■ THE REQUEST
Repeat exactly the lines running from the first line of the data to the line containing "const SIZE = 100;", both ends included, and nothing else; drop the pictures.

■ INFORMATION PROVIDED
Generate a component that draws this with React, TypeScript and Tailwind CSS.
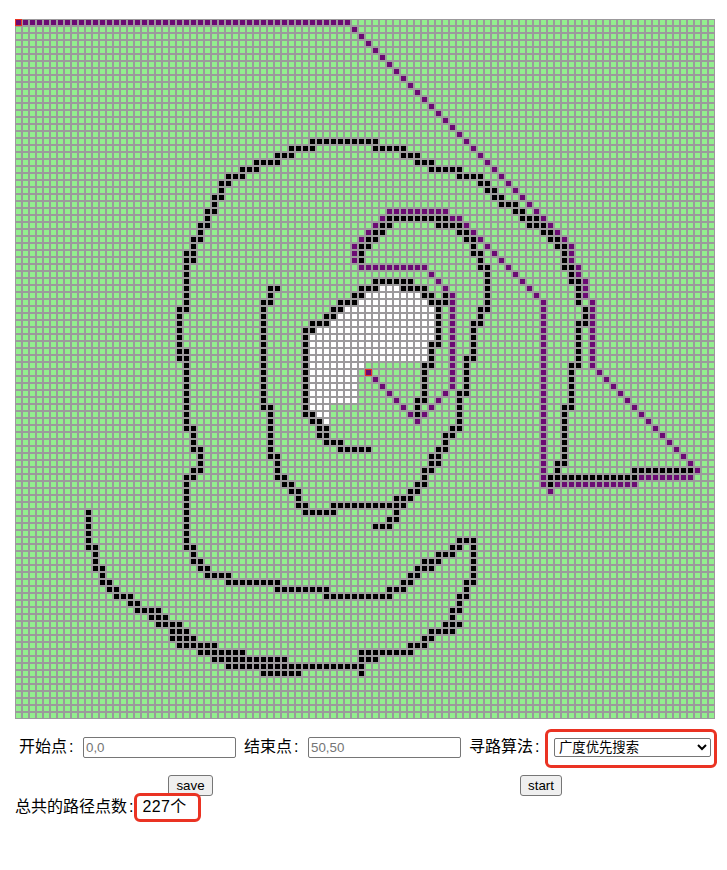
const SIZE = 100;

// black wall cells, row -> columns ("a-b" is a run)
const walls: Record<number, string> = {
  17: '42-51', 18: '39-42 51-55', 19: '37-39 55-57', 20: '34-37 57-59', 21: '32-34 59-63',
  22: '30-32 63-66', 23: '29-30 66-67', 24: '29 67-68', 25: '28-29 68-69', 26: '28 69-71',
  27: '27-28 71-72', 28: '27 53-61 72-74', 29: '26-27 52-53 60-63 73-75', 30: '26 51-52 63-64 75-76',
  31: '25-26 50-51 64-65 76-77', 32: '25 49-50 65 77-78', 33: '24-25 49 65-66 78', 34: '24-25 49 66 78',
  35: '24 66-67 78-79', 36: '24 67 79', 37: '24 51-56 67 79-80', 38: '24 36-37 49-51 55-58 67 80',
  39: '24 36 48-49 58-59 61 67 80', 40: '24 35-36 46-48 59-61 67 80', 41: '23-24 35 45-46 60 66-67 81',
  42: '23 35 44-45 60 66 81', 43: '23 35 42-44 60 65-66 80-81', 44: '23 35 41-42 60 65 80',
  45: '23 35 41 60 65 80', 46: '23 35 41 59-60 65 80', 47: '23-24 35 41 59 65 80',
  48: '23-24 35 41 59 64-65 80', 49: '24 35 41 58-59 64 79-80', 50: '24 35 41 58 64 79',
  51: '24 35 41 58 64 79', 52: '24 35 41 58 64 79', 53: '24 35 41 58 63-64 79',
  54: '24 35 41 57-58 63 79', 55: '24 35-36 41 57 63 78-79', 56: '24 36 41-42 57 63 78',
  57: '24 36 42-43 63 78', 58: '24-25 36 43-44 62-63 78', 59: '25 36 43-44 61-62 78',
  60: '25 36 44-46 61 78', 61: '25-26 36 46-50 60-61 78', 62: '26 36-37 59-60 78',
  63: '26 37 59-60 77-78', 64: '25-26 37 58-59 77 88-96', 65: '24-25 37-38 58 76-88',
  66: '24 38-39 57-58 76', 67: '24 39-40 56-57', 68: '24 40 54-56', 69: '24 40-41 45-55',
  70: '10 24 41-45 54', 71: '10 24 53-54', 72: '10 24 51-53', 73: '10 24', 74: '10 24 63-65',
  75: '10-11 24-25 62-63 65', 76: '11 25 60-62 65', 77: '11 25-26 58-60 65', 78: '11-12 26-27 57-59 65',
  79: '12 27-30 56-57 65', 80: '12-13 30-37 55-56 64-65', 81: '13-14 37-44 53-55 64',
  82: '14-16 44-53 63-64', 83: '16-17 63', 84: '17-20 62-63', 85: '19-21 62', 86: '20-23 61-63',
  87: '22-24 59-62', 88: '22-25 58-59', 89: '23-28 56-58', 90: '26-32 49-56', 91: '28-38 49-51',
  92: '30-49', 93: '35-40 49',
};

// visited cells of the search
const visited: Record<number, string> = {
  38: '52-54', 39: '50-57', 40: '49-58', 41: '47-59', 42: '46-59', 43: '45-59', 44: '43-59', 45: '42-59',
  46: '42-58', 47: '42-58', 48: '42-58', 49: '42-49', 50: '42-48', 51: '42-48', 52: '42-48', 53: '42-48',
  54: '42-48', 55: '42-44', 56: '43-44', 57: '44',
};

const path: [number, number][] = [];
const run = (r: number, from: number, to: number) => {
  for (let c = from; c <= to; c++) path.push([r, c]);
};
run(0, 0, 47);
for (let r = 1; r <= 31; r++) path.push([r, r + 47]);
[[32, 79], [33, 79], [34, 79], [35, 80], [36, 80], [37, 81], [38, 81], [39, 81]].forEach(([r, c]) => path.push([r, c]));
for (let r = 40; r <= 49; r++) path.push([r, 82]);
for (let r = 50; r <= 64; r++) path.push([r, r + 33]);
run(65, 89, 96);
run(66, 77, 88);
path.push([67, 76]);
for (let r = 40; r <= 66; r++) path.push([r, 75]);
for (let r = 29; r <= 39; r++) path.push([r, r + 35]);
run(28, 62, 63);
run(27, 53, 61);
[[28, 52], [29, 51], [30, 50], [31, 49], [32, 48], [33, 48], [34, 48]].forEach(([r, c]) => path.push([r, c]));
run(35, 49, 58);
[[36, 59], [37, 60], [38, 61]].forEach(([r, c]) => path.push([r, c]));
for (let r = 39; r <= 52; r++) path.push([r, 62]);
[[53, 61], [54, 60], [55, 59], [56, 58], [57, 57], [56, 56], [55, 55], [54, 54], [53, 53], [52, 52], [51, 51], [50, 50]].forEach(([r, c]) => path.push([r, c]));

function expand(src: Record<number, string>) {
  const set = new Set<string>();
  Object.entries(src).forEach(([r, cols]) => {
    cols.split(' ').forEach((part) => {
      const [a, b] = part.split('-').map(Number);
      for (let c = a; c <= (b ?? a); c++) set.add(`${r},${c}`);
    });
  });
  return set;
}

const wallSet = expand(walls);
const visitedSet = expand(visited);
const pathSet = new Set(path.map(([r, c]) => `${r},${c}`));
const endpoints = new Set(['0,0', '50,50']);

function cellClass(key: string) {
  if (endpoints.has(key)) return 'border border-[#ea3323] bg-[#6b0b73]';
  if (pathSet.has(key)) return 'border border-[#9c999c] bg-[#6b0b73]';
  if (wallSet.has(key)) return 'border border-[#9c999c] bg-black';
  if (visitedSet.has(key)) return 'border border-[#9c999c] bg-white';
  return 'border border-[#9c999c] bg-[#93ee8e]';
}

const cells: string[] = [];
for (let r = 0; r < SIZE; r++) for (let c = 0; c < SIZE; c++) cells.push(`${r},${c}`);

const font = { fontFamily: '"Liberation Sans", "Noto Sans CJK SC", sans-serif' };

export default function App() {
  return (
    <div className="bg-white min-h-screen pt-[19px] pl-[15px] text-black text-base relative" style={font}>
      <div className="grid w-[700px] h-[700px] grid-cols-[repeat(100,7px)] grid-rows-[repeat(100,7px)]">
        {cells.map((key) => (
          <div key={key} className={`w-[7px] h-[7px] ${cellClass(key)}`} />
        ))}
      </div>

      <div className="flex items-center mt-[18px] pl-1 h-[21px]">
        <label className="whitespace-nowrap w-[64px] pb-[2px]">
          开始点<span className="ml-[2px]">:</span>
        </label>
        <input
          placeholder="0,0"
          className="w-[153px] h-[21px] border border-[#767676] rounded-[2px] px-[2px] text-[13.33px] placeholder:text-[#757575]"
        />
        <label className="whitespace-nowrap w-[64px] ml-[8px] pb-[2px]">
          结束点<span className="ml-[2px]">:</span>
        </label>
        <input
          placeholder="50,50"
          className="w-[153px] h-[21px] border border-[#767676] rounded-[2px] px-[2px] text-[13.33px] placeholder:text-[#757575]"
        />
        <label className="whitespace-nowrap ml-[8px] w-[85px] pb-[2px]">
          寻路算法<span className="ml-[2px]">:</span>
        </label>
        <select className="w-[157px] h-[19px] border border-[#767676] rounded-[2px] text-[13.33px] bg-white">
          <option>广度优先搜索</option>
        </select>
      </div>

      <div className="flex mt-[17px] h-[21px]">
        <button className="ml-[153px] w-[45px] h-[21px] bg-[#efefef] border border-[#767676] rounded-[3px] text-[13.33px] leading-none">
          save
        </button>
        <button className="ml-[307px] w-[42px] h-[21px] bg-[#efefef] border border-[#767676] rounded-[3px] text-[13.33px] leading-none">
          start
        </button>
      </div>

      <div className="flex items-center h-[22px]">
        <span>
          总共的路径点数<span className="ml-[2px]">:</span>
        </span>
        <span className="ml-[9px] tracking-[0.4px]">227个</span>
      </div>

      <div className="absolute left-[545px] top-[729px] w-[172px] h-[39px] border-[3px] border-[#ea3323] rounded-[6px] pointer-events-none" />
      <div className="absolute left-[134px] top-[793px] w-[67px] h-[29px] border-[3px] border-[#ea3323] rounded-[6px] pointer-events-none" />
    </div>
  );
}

■ TASK RESPONSE
Generate a component that draws this with React, TypeScript and Tailwind CSS.
const SIZE = 100;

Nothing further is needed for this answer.